Dans cette nouvelle vague, Bop de Narr se différencie par sa posture moralisatrice. Maître des punchlines engagées, il dénonce des faits de société que personne n’ose évoquer. Au point de faire polémique, comme avec « C’est payant », une chanson dans laquelle il aborde la question des femmes qui se font entretenir par des hommes, qui a été censurée par plusieurs radios. « Le rap à la base c’est fait pour dénoncer, je chante tout ce que je vois autour de moi. Je ne fais pas de rap, je fais du Bop de Narr », lance l’artiste.

Un autre rappeur, Mc One, âgé de 18 ans et poulain de la star du coupé-décalé DJ Kedjevara, a fait sa place dans le milieu grâce à son audace. Malgré son jeune âge, il n’hésite pas à se lancer dans des clashs virulents avec d’autres rappeurs plus galonnés.

Le plus célèbre celui qu’il a engagé avec… Kiff No Beat. Dans sa chanson « Opi Ona aka Fai koi » ( Que veux-tu que l’on fasse ?), il accuse le groupe d’avoir cédé aux sirènes de la musique commerciale. « C’est plus des rappeurs c’est des commerçants. Ils sont à la recherche de publicité, je les ai vu au grand marché d’Adjamé en train de crier « approchez ! regardez ! », lance-t-il dans le morceau.

J’essaie de mélanger différents différents styles, de la trap avec du coupé-décalé par exemple

« Noushi » et sonorités africaines

Si le rap ivoire se renouvelle c’est parce que la majorité des artistes utilisent le « Noushi », l’argot ivoirien, des mots dérivés du français. « Le noushi c’est ce qui nous représente et qui définit notre rap aujourd’hui », explique Suspect 95. « Jahain » (jamais), « lahan » (argent), « daba » (manger)… Autant d’expressions qui font partie du dictionnaire propre aux artistes de cette scène. Au point que les rappeurs de Kiff No Beat se surnomment les « Noushi Boys ».

Le rap ivoirien aura un avenir glorieux

Côté instrumental, le rap ivoire puise la majeure partie de son inspiration dans les sonorités africaines. Zouglou , coupé-décalé, afrobeat… Tout y passe et s’y mixe. « J’essaie de mélanger différents différents styles, de la trap avec du coupé-décalé, par exemple », explique Mr Behi, beatmaker du groupe Saba.

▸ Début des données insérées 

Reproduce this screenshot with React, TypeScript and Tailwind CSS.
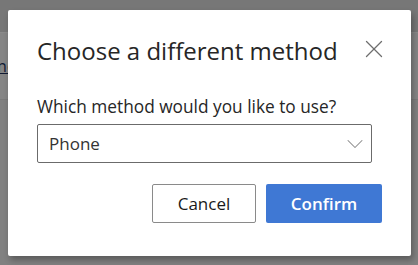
import { ChevronDown, X } from "lucide-react";

export default function App() {
  return (
    <div
      className="relative h-[265px] w-[418px] overflow-hidden bg-[#808080]"
      style={{ fontFamily: '"Open Sans", "Noto Sans", sans-serif' }}
    >
      {/* dimmed page behind the modal */}
      <div className="h-[33px] border-b border-[#8a8a8a] bg-[#777777]" />
      <div className="flex h-[67px] items-center border-b border-[#7a7a7a] bg-[#858585]">
        <span className="-ml-[32px] text-[16px] text-[#101a33] underline">Phone</span>
      </div>
      <div className="h-[165px] bg-[#818181]" />

      <div className="absolute left-[8px] top-[10px] flex h-[246px] w-[403px] flex-col rounded-[2px] bg-white px-[29px] pt-[25px] shadow-[2px_4px_6px_rgba(0,0,0,0.3)]">
        <div className="flex items-start justify-between">
          <h1 className="text-[24px] leading-[32px] text-[#262626]">Choose a different method</h1>
          <button className="-mr-[7px] -mt-[1px] text-[#6e6e6e]">
            <X size={30} strokeWidth={1} />
          </button>
        </div>

        <label className="mt-[28px] block text-[17.3px] leading-[24px] text-[#262626]">
          Which method would you like to use?
        </label>
        <div className="mt-[5px] flex h-[39px] w-[335px] items-center justify-between rounded-[2px] border border-[#6b6b6b] pl-[11px] pr-[2px]">
          <span className="text-[17px] text-[#333333]">Phone</span>
          <ChevronDown size={28} strokeWidth={0.9} className="text-[#8a8a8a]" />
        </div>

        <div className="mt-[21px] flex justify-end gap-[10px]">
          <button className="h-[39px] w-[104px] rounded-[2px] border border-[#8a8a8a] bg-white text-[17px] text-[#1a1a1a]">
            Cancel
          </button>
          <button className="h-[39px] w-[116px] rounded-[2px] bg-[#3f78d4] text-[17px] font-semibold text-white">
            Confirm
          </button>
        </div>
      </div>
    </div>
  );
}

Pour l’heure, une grande partie de ces rappeurs évolue quasi uniquement sur la seule scène africaine. Des collaborations à l’international pourraient définitivement relancer la machine et amener le rap ivoire vers d’autres horizons.

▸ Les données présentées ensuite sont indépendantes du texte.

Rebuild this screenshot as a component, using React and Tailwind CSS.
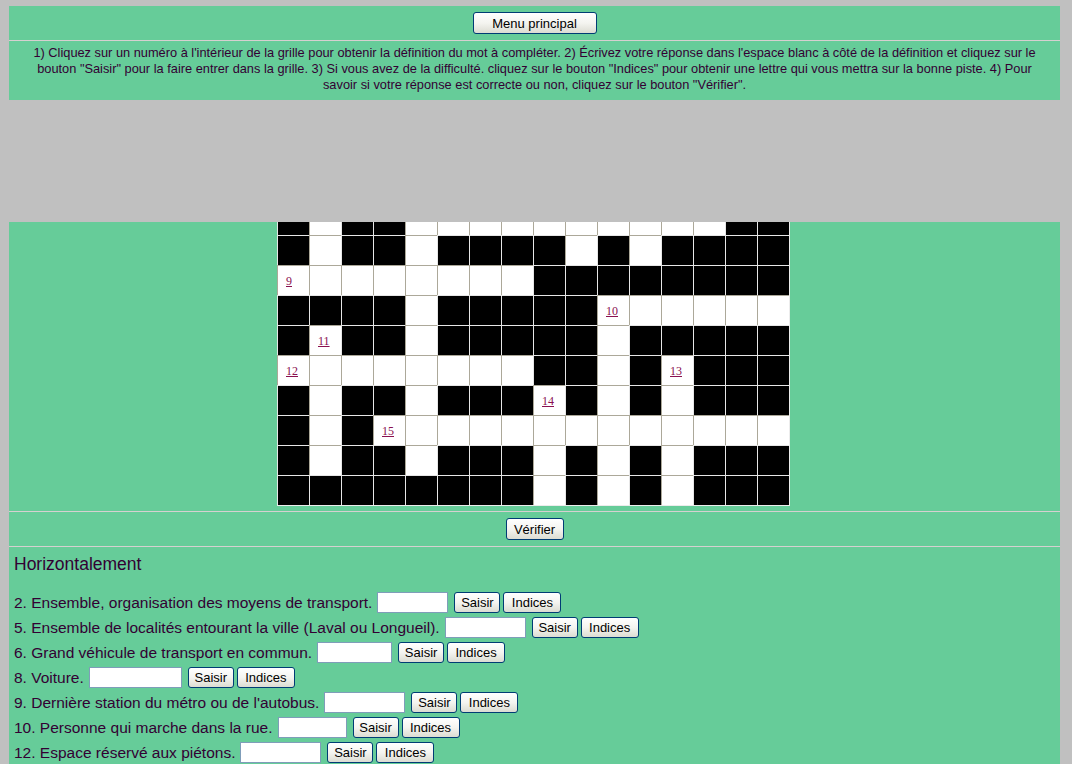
import React from "react";

const GRID = [
  "BWBBWWWWWWWWWWBB",
  "BWBBWBBBBWBWBBBB",
  "WWWWWWWWBBBBBBBB",
  "BBBBWBBBBBWWWWWW",
  "BWBBWBBBBBWBBBBB",
  "WWWWWWWWBBWBWBBB",
  "BWBBWBBBWBWBWBBB",
  "BWBWWWWWWWWWWWWW",
  "BWBBWBBBWBWBWBBB",
  "BBBBBBBBWBWBWBBB",
];

const NUMS = {
  "2-0": "9",
  "3-10": "10",
  "4-1": "11",
  "5-0": "12",
  "5-12": "13",
  "6-8": "14",
  "7-3": "15",
};

const CLUES = [
  { t: "2. Ensemble, organisation des moyens de transport.", w: 71 },
  { t: "5. Ensemble de localités entourant la ville (Laval ou Longueil).", w: 81 },
  { t: "6. Grand véhicule de transport en commun.", w: 75 },
  { t: "8. Voiture.", w: 93 },
  { t: "9. Dernière station du métro ou de l'autobus.", w: 81 },
  { t: "10. Personne qui marche dans la rue.", w: 69 },
  { t: "12. Espace réservé aux piétons.", w: 81 },
];

function Btn({ children, className }) {
  return (
    <button
      type="button"
      className={
        "shrink-0 rounded-[3px] border border-[#003c74] bg-linear-to-b from-[#ffffff] via-[#f4f4f0] to-[#dcdcd2] text-[13px] leading-none text-black font-['Liberation_Sans',Arial,sans-serif] " +
        className
      }
    >
      {children}
    </button>
  );
}

function Cell({ black, num }) {
  if (black) {
    return <div className="h-[30px] w-[32px] border-l border-t border-[#e6e6e6] bg-black" />;
  }
  return (
    <div className="h-[30px] w-[32px] border-l border-t border-[#aca899] bg-white pl-[8px] pt-[2px]">
      {num && (
        <span className="text-[12px] leading-[14px] text-[#8a1050] underline font-['Liberation_Serif','Times_New_Roman',serif]">
          {num}
        </span>
      )}
    </div>
  );
}

export default function App() {
  return (
    <div className="min-h-screen bg-[#c0c0c0] pt-[6px] pb-[40px] font-['Liberation_Sans',Arial,sans-serif] text-[#330033]">
      {/* Top panel */}
      <div className="ml-[9px] w-[1051px] bg-[#66cc99]">
        <div className="flex justify-center py-[6px]">
          <Btn className="h-[22px] w-[124px]">Menu principal</Btn>
        </div>
        <div className="border-t border-[#d6d0d0] px-[4px] pt-[4px] pb-[7px] text-center text-[12.8px] leading-[16px] whitespace-nowrap">
          1) Cliquez sur un numéro à l'intérieur de la grille pour obtenir la définition du mot à compléter. 2) Écrivez votre réponse dans l'espace blanc à côté de la définition et cliquez sur le
          <br />
          bouton "Saisir" pour la faire entrer dans la grille. 3) Si vous avez de la difficulté. cliquez sur le bouton "Indices" pour obtenir une lettre qui vous mettra sur la bonne piste. 4) Pour
          <br />
          savoir si votre réponse est correcte ou non, cliquez sur le bouton "Vérifier".
        </div>
      </div>

      {/* Gap */}
      <div className="h-[122px]" />

      {/* Main panel */}
      <div className="ml-[9px] w-[1051px] bg-[#66cc99]">
        <div className="flex h-[289px] items-start justify-center overflow-hidden">
          <div className="mt-[-17px] mr-[2px] grid grid-cols-[repeat(16,32px)] border-r border-b border-[#ececec]">
            {GRID.map((row, r) =>
              row.split("").map((c, k) => (
                <Cell key={r + "-" + k} black={c === "B"} num={NUMS[r + "-" + k]} />
              ))
            )}
          </div>
        </div>
        <div className="flex justify-center border-t border-[#d6d0d0] py-[6px]">
          <Btn className="h-[22px] w-[58px]">Vérifier</Btn>
        </div>
        <div className="border-t border-[#d6d0d0] pl-[5px] pt-[7px] pb-[30px]">
          <div className="text-[17.5px] leading-[20px]">Horizontalement</div>
          <div className="mt-[16px] flex flex-col">
            {CLUES.map((c) => (
              <div key={c.t} className="flex h-[25px] items-center whitespace-nowrap text-[15.5px] leading-[18px]">
                <span>{c.t}</span>
                <input
                  type="text"
                  className="ml-[5px] h-[21px] shrink-0 border border-[#7f9db9] bg-white outline-none"
                  style={{ width: c.w + "px" }}
                />
                <Btn className="ml-[6px] h-[21px] w-[46px]">Saisir</Btn>
                <Btn className="ml-[3px] h-[21px] w-[58px]">Indices</Btn>
              </div>
            ))}
          </div>
        </div>
      </div>
    </div>
  );
}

« Le rap ivoirien aura un avenir glorieux, car en tant que devanciers de la nouvelle génération, nous ferons tout pour aller plus loin », conclut Didi B, qui a récemment institué des « battles » régulières qui voient s’opposer deux rappeurs, l’un et l’autre profitant de leur notoriété respective pour mieux se faire connaître.